Como consequência, Eutíquio foi suspenso de
suas funções sacerdotais por muitos anos, sendo publicamente tachado como
“padre apóstata”, “sacerdote transviado” e até “excomungado”, conforme
registros da época. Na prática, sua identidade sacerdotal deu lugar à figura do
intelectual laico, orgulhosamente maçom e defensor das liberdades civis.
A
Carta de 1872: Um Marco de Coragem
O auge desse confronto ocorreu em 1872, quando
Eutíquio, já iniciado no Grau 33º do Rito Escocês Antigo e Aceito, escreveu uma
carta emblemática reafirmando de forma inequívoca sua condição de Maçom, mesmo
diante das punições da Igreja. O documento é considerado um dos mais fortes
testemunhos brasileiros de fidelidade aos ideais maçônicos, afirmando que nem a
ameaça da sanção religiosa poderia submeter sua consciência.

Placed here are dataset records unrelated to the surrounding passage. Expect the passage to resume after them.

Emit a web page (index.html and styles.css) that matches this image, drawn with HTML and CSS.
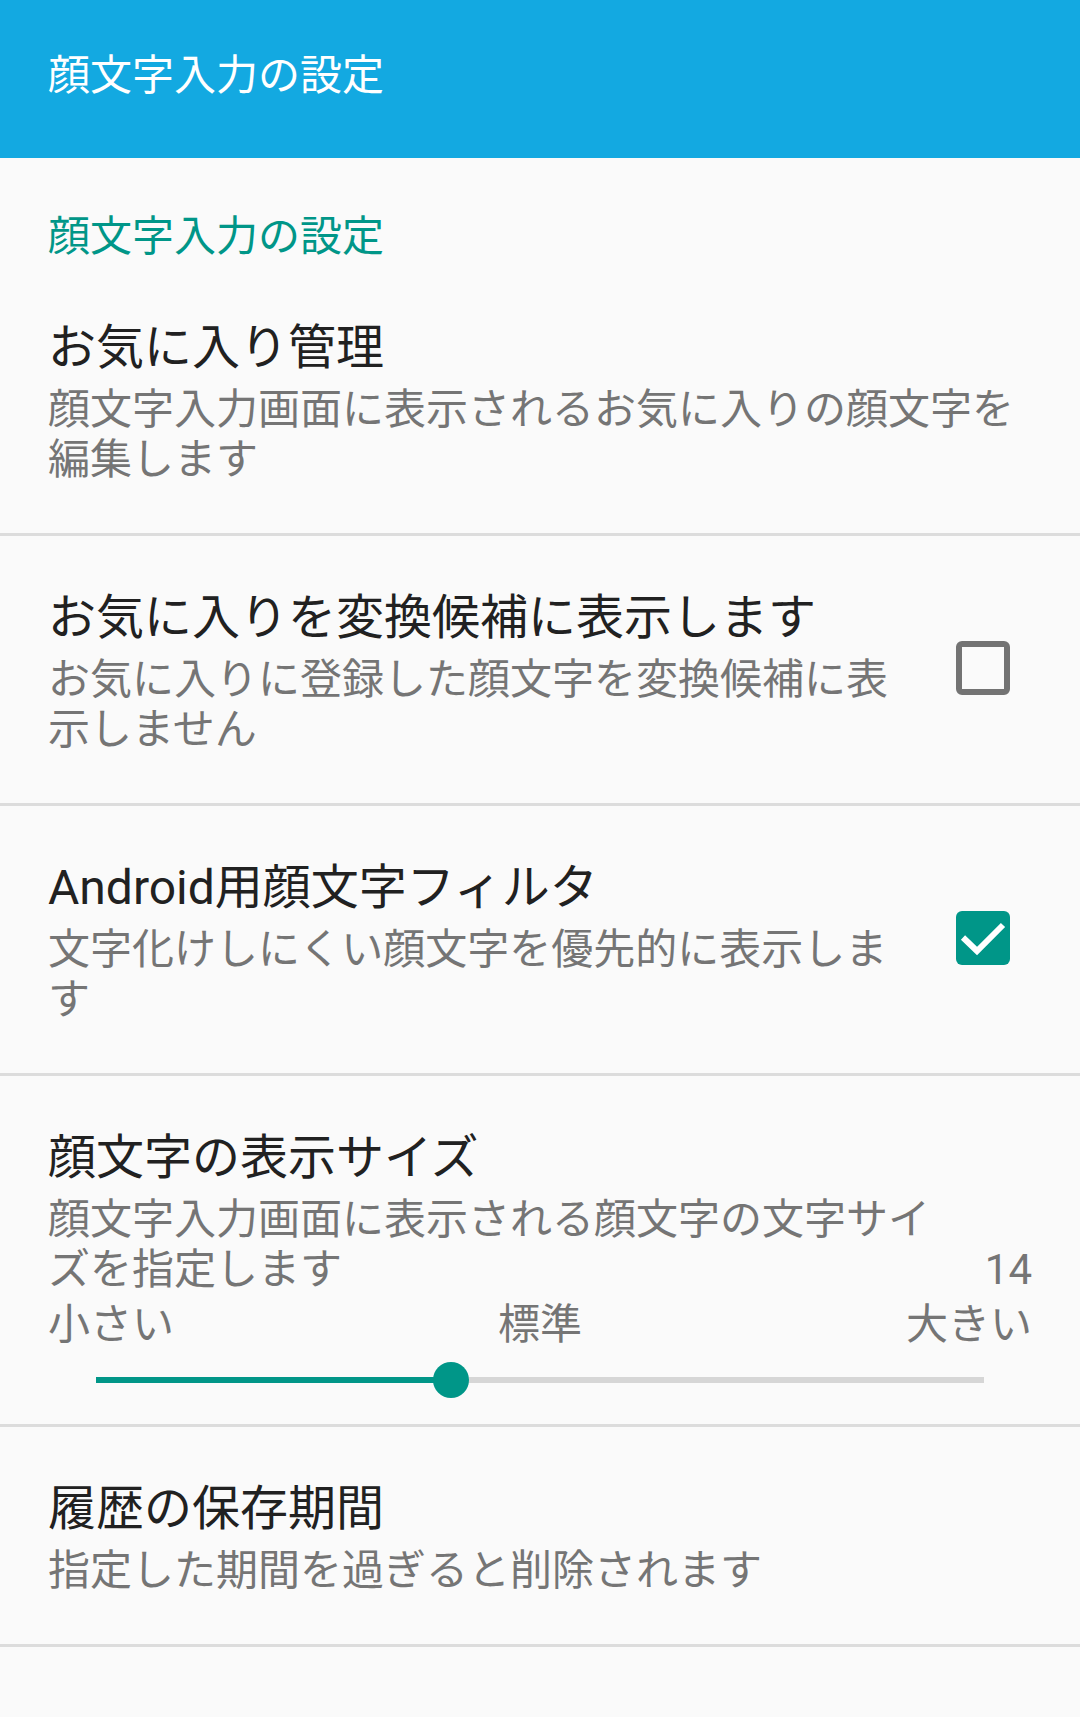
FILE: index.html
```html
<!DOCTYPE html>
<html lang="ja">
<head>
<meta charset="utf-8">
<title>顔文字入力の設定</title>
<link rel="stylesheet" href="styles.css">
</head>
<body>
<header class="appbar">
  <h1 class="appbar-title">顔文字入力の設定</h1>
</header>
<main class="prefs">
  <div class="category">顔文字入力の設定</div>

  <div class="pref">
    <div class="pref-text">
      <div class="pref-title">お気に入り管理</div>
      <div class="pref-summary">顔文字入力画面に表示されるお気に入りの顔文字を編集します</div>
    </div>
  </div>

  <div class="pref">
    <div class="pref-text">
      <div class="pref-title">お気に入りを変換候補に表示します</div>
      <div class="pref-summary">お気に入りに登録した顔文字を変換候補に表示しません</div>
    </div>
    <div class="widget"><span class="checkbox"></span></div>
  </div>

  <div class="pref">
    <div class="pref-text">
      <div class="pref-title">Android用顔文字フィルタ</div>
      <div class="pref-summary">文字化けしにくい顔文字を優先的に表示します</div>
    </div>
    <div class="widget">
      <span class="checkbox checked">
        <svg class="check" viewBox="0 0 54 54" width="54" height="54"><path d="M7 26.5 L21 40 L47 14" fill="none" stroke="#ffffff" stroke-width="6"/></svg>
      </span>
    </div>
  </div>

  <div class="pref pref-seek">
    <div class="seek-head">
      <div class="pref-text">
        <div class="pref-title">顔文字の表示サイズ</div>
        <div class="pref-summary">顔文字入力画面に表示される顔文字の文字サイズを指定します</div>
      </div>
      <div class="seek-value">14</div>
    </div>
    <div class="seek-labels"><span>小さい</span><span>標準</span><span>大きい</span></div>
    <div class="seek">
      <div class="seek-track">
        <div class="seek-fill" style="width:40%"></div>
        <div class="seek-thumb" style="left:40%"></div>
      </div>
    </div>
  </div>

  <div class="pref">
    <div class="pref-text">
      <div class="pref-title">履歴の保存期間</div>
      <div class="pref-summary">指定した期間を過ぎると削除されます</div>
    </div>
  </div>
</main>
</body>
</html>
```

FILE: styles.css
```css
html {
  background: #fafafa;
}
body {
  margin: 0;
  background: #fafafa;
  font-family: Roboto, "Noto Sans CJK JP", "Noto Sans", sans-serif;
  color: #212121;
}
.appbar {
  height: 158px;
  box-sizing: border-box;
  background: #13a9e1;
  padding: 54px 48px 0;
}
.appbar-title {
  margin: 0;
  font-size: 42px;
  line-height: 43px;
  font-weight: 400;
  color: #ffffff;
}
.category {
  padding: 58px 48px 8px;
  font-size: 42px;
  line-height: 42px;
  color: #009688;
}
.pref {
  display: flex;
  align-items: center;
  padding: 45px 48px 48px;
  border-bottom: 3px solid #dcdcdc;
}
.pref-text {
  flex: 1;
  min-width: 0;
}
.pref-title {
  font-size: 48px;
  line-height: 74px;
  color: #212121;
  white-space: nowrap;
}
.pref-summary {
  font-size: 42px;
  line-height: 50px;
  color: #757575;
}
.widget {
  display: flex;
  align-items: center;
  padding-left: 52px;
  margin-right: 22px;
}
.checkbox {
  display: block;
  width: 54px;
  height: 54px;
  box-sizing: border-box;
  border: 6px solid #737373;
  border-radius: 6px;
}
.checkbox.checked {
  border: none;
  background: #009688;
}
.check {
  display: block;
}
.pref-seek {
  display: block;
  padding-bottom: 14px;
}
.seek-head {
  display: flex;
  align-items: flex-end;
  gap: 30px;
}
.seek-value {
  font-size: 42px;
  line-height: 50px;
  color: #757575;
}
.seek-labels {
  display: flex;
  justify-content: space-between;
  margin-top: 5px;
  font-size: 42px;
  line-height: 50px;
  color: #757575;
}
.seek {
  height: 60px;
  display: flex;
  align-items: center;
  padding: 0 48px;
}
.seek-track {
  position: relative;
  flex: 1;
  height: 6px;
  background: #d6d6d6;
}
.seek-fill {
  height: 100%;
  background: #009688;
}
.seek-thumb {
  position: absolute;
  top: 50%;
  width: 36px;
  height: 36px;
  border-radius: 50%;
  background: #009688;
  transform: translate(-50%, -50%);
}
```
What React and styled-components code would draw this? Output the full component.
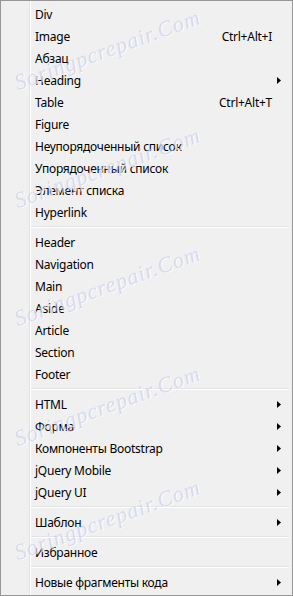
import React from 'react';
import styled, { createGlobalStyle } from 'styled-components';

const GlobalStyle = createGlobalStyle`
    html, body {
        margin: 0;
        padding: 0;
        background: #ffffff;
    }
`;

const sections = [
    [
        { label: 'Div' },
        { label: 'Image', shortcut: 'Ctrl+Alt+I' },
        { label: 'Абзац' },
        { label: 'Heading', sub: true },
        { label: 'Table', shortcut: 'Ctrl+Alt+T' },
        { label: 'Figure' },
        { label: 'Неупорядоченный список' },
        { label: 'Упорядоченный список' },
        { label: 'Элемент списка' },
        { label: 'Hyperlink' },
    ],
    [
        { label: 'Header' },
        { label: 'Navigation' },
        { label: 'Main' },
        { label: 'Aside' },
        { label: 'Article' },
        { label: 'Section' },
        { label: 'Footer' },
    ],
    [
        { label: 'HTML', sub: true },
        { label: 'Форма', sub: true },
        { label: 'Компоненты Bootstrap', sub: true },
        { label: 'jQuery Mobile', sub: true },
        { label: 'jQuery UI', sub: true },
    ],
    [{ label: 'Шаблон', sub: true }],
    [{ label: 'Избранное' }],
    [{ label: 'Новые фрагменты кода', sub: true }],
];

// watermark spots, top-left of each stamp
const stamps = [
    { left: 18, top: 71 },
    { left: 18, top: 189 },
    { left: 18, top: 307 },
    { left: 18, top: 427 },
    { left: 18, top: 541 },
];

function Arrow() {
    return (
        <svg width="4" height="7" viewBox="0 0 4 7">
            <path d="M0 0 L4 3.5 L0 7 Z" fill="#000" />
        </svg>
    );
}

function App() {
    return (
        <>
            <GlobalStyle />
            <Menu>
                {sections.map((items, i) => (
                    <React.Fragment key={i}>
                        {i > 0 && <Separator />}
                        {items.map((item) => (
                            <Row key={item.label}>
                                <Label>{item.label}</Label>
                                {item.shortcut && <Shortcut>{item.shortcut}</Shortcut>}
                                <Trail>{item.sub && <Arrow />}</Trail>
                            </Row>
                        ))}
                    </React.Fragment>
                ))}
                {stamps.map((s, i) => (
                    <Watermark key={i} style={{ left: s.left, top: s.top }}>
                        Soringpcrepair.Com
                    </Watermark>
                ))}
            </Menu>
        </>
    );
}

const Menu = styled.div`
    position: relative;
    box-sizing: border-box;
    width: 293px;
    height: 596px;
    padding: 2px;
    overflow: hidden;
    border: 1px solid #979797;
    background-color: #f0f0f0;
    background-image: linear-gradient(
        to right,
        transparent 28px,
        #e2e3e3 28px,
        #e2e3e3 29px,
        #ffffff 29px,
        #ffffff 30px,
        transparent 30px
    );
    font-family: "Noto Sans", "Open Sans", sans-serif;
    font-size: 12px;
    letter-spacing: -0.25px;
    color: #000;
`;

const Row = styled.div`
    display: flex;
    align-items: center;
    height: 22px;
    padding: 0 9px 0 32px;
    white-space: nowrap;
`;

const Label = styled.span`
    flex: 1;
`;

const Shortcut = styled.span`
    margin-right: 5px;
`;

const Trail = styled.span`
    display: flex;
    align-items: center;
    width: 4px;
    height: 7px;
`;

const Separator = styled.div`
    display: flex;
    align-items: center;
    height: 8px;
    margin: 0 1px 0 28px;

    &::before {
        content: '';
        flex: 1;
        border-top: 1px solid #e2e3e3;
        border-bottom: 1px solid #ffffff;
    }
`;

const Watermark = styled.div`
    position: absolute;
    pointer-events: none;
    transform: rotate(-20deg);
    transform-origin: left bottom;
    font-family: "Liberation Serif", serif;
    font-style: italic;
    font-size: 22px;
    line-height: 22px;
    letter-spacing: 1px;
    color: rgba(190, 196, 234, 0.55);
    text-shadow: 1px 1px 0 rgba(255, 255, 255, 0.75);
    white-space: nowrap;
`;

export default App;
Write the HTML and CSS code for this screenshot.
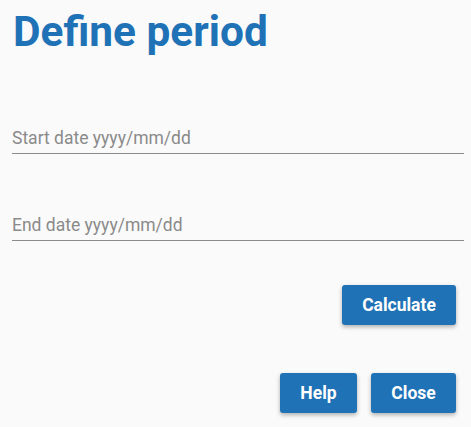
FILE: index.html
```html
<!DOCTYPE html>
<html>
<head>
<meta charset="utf-8">
<link rel="stylesheet" href="styles.css">
</head>
<body>
<div class="dialog">
  <h1 class="title">Define period</h1>
  <div class="field first">
    <input class="input" type="text" placeholder="Start date yyyy/mm/dd">
  </div>
  <div class="field second">
    <input class="input" type="text" placeholder="End date yyyy/mm/dd">
  </div>
  <div class="row calc-row">
    <button class="btn calc">Calculate</button>
  </div>
  <div class="row actions">
    <button class="btn help">Help</button>
    <button class="btn close">Close</button>
  </div>
</div>
</body>
</html>
```
FILE: styles.css
```css
html, body {
  margin: 0;
  padding: 0;
  background: #fafafa;
}
body {
  font-family: Roboto, "Liberation Sans", sans-serif;
  width: 471px;
  height: 427px;
  overflow: hidden;
}
.dialog {
  padding: 0 7px 0 12px;
}
.title {
  margin: 0;
  padding-top: 7px;
  padding-left: 1px;
  font-size: 42.4px;
  line-height: 50px;
  font-weight: 700;
  color: #1f72b5;
}
.field {
  display: flex;
}
.field.first {
  margin-top: 70px;
}
.field.second {
  margin-top: 60px;
}
.input {
  flex: 1;
  border: none;
  border-bottom: 1px solid #8c8c8c;
  background: transparent;
  font-family: Roboto, "Liberation Sans", sans-serif;
  font-size: 17.5px;
  font-weight: 400;
  padding: 0 0 5px 0;
  height: 27px;
  box-sizing: border-box;
  outline: none;
}
.input::placeholder {
  color: #8a8a8a;
  opacity: 1;
}
.row {
  display: flex;
  justify-content: flex-end;
  padding-right: 8px;
}
.calc-row {
  margin-top: 44px;
}
.actions {
  margin-top: 48px;
  gap: 14px;
}
.btn {
  height: 40px;
  border: none;
  border-radius: 3px;
  background: #1f72b5;
  color: #fff;
  font-family: Roboto, "Liberation Sans", sans-serif;
  font-size: 17.5px;
  font-weight: 700;
  box-shadow: 0 2px 4px rgba(0,0,0,0.3);
  padding: 0;
}
.calc { width: 114px; }
.help { width: 77px; }
.close { width: 85px; }
```
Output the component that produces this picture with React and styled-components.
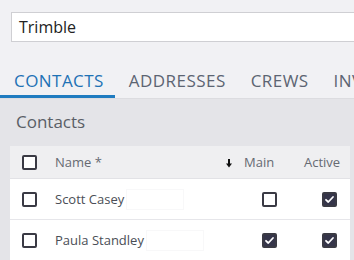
import React from "react";
import styled, { createGlobalStyle } from "styled-components";

const Global = createGlobalStyle`
  html, body { margin: 0; padding: 0; background: #f1f1f4; }
  body { font-family: "Open Sans", "Noto Sans", sans-serif; }
  * { box-sizing: border-box; }
`;

const Page = styled.div`
  width: 354px;
  height: 260px;
  overflow: hidden;
  background: #f1f1f4;
`;

const SearchWrap = styled.div`
  padding: 12px 0 0 11px;
`;

const SearchInput = styled.div`
  width: 360px;
  height: 30px;
  border: 1px solid #cfcfd3;
  background: #fff;
  display: flex;
  align-items: center;
  padding-left: 7px;
  font-size: 16px;
  color: #222;
`;

const TabBar = styled.div`
  margin-top: 22px;
  display: flex;
  border-bottom: 1px solid #dcdce0;
  white-space: nowrap;
`;

const Tab = styled.div`
  height: 34px;
  display: flex;
  align-items: center;
  padding: 2px 11px 0 14px;
  font-size: 17px;
  letter-spacing: 0.45px;
  color: ${(p) => (p.$active ? "#1e72b5" : "#5c6472")};
  border-bottom: 3px solid ${(p) => (p.$active ? "#1f7bc0" : "transparent")};
`;

const Section = styled.div`
  background: #e4e4e8;
  padding: 0 4px 0 10px;
  height: 200px;
`;

const Heading = styled.div`
  height: 47px;
  padding-left: 6px;
  padding-bottom: 2px;
  display: flex;
  align-items: center;
  font-size: 17px;
  color: #5a5e66;
`;

const Table = styled.div`
  background: #fff;
  width: 340px;
`;

const Row = styled.div`
  display: grid;
  grid-template-columns: 45px 185px 60px 50px;
  align-items: center;
  height: ${(p) => (p.$header ? 33 : 41)}px;
  background: ${(p) => (p.$header ? "#efeff1" : "#fff")};
  border-bottom: 1px solid ${(p) => (p.$header ? "#e2e2e6" : "#e6e6ea")};
  font-size: 13px;
  color: ${(p) => (p.$header ? "#666a72" : "#4a4e56")};
`;

const CheckCell = styled.div`
  padding-left: 12px;
  display: flex;
  align-items: center;
`;

const NameCell = styled.div`
  display: flex;
  align-items: center;
  justify-content: space-between;
  padding-right: 8px;
  white-space: nowrap;
`;

const NameText = styled.span`
  display: inline-flex;
  align-items: center;
`;

const Ghost = styled.span`
  display: inline-block;
  width: 58px;
  height: 21px;
  border: 1px solid #f8f8f9;
  margin-left: 2px;
`;

const ColHead = styled.div`
  padding-left: 4px;
`;

const BoxCell = styled.div`
  padding-left: 22px;
  display: flex;
  align-items: center;
`;

const Box = styled.span`
  width: 15px;
  height: 15px;
  border-radius: 2px;
  border: 2px solid #3a3a44;
  background: ${(p) => (p.$checked ? "#35354a" : "#fff")};
  display: inline-flex;
  align-items: center;
  justify-content: center;
`;

const Check = ({ checked }) => (
  <Box $checked={checked}>
    {checked && (
      <svg width="11" height="11" viewBox="0 0 11 11">
        <path d="M2 5.8 L4.3 8 L9 3" fill="none" stroke="#fff" strokeWidth="1.8" strokeLinecap="round" strokeLinejoin="round" />
      </svg>
    )}
  </Box>
);

const SortIcon = () => (
  <svg width="6" height="9" viewBox="0 0 6 9" style={{ marginTop: 2 }}>
    <rect x="2" y="0" width="2" height="5" fill="#111" />
    <path d="M0 4.5 L6 4.5 L3 8.5 Z" fill="#111" />
  </svg>
);

const rows = [
  { name: "Scott Casey", main: false, active: true },
  { name: "Paula Standley", main: true, active: true },
];

export default function App() {
  return (
    <Page>
      <Global />
      <SearchWrap>
        <SearchInput>Trimble</SearchInput>
      </SearchWrap>
      <TabBar>
        <Tab $active>CONTACTS</Tab>
        <Tab>ADDRESSES</Tab>
        <Tab>CREWS</Tab>
        <Tab>INVOICES</Tab>
      </TabBar>
      <Section>
        <Heading>Contacts</Heading>
        <Table>
          <Row $header>
            <CheckCell><Check /></CheckCell>
            <NameCell>
              <span>Name *</span>
              <SortIcon />
            </NameCell>
            <ColHead>Main</ColHead>
            <ColHead>Active</ColHead>
          </Row>
          {rows.map((r) => (
            <Row key={r.name}>
              <CheckCell><Check /></CheckCell>
              <NameCell>
                <NameText>{r.name}<Ghost /></NameText>
              </NameCell>
              <BoxCell><Check checked={r.main} /></BoxCell>
              <BoxCell><Check checked={r.active} /></BoxCell>
            </Row>
          ))}
        </Table>
      </Section>
    </Page>
  );
}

A carta tornou-se símbolo da autonomia moral do
maçom frente às estruturas dogmáticas da época.
Os
Últimos Anos e a Morte Irredutível
A oposição entre o padre maçom e a Igreja não
cessou. Já idoso e enfermo, Eutíquio recebeu a visita de um sacerdote enviado
por Dom Macedo Costa para persuadi-lo, no leito de morte, a renunciar à
Maçonaria em troca da extrema-unção. A tentativa fracassou. Fiel aos seus
juramentos e convicções até o fim, morreu em 1880, recusando-se a abandonar a
Ordem.
Intelectual,
Educador e Autor
Além de sua militância, deixou obras
significativas, entre elas:
“Curso
de Filosofia, Lógica e Metafísica”
“Prosa
atraente e erudita”
Esses livros testemunham a amplitude de sua
formação e seu compromisso com o pensamento racional.
Legado
O Padre Eutíquio Pereira da Rocha permanece
como figura ímpar da história brasileira:
Sacerdote
que desafiou a rigidez da Igreja ultramontana
Maçom de
destaque, fiel até a morte
Abolicionista
convicto e educador dedicado
Jornalista
e defensor da liberdade espiritual e política
Intelectual
negro em um Brasil escravocrata
Seu legado ecoa como exemplo de coragem,
coerência e luta por liberdade, representando a rara fusão entre fé, filosofia
e ação política em tempos de profundas transformações sociais.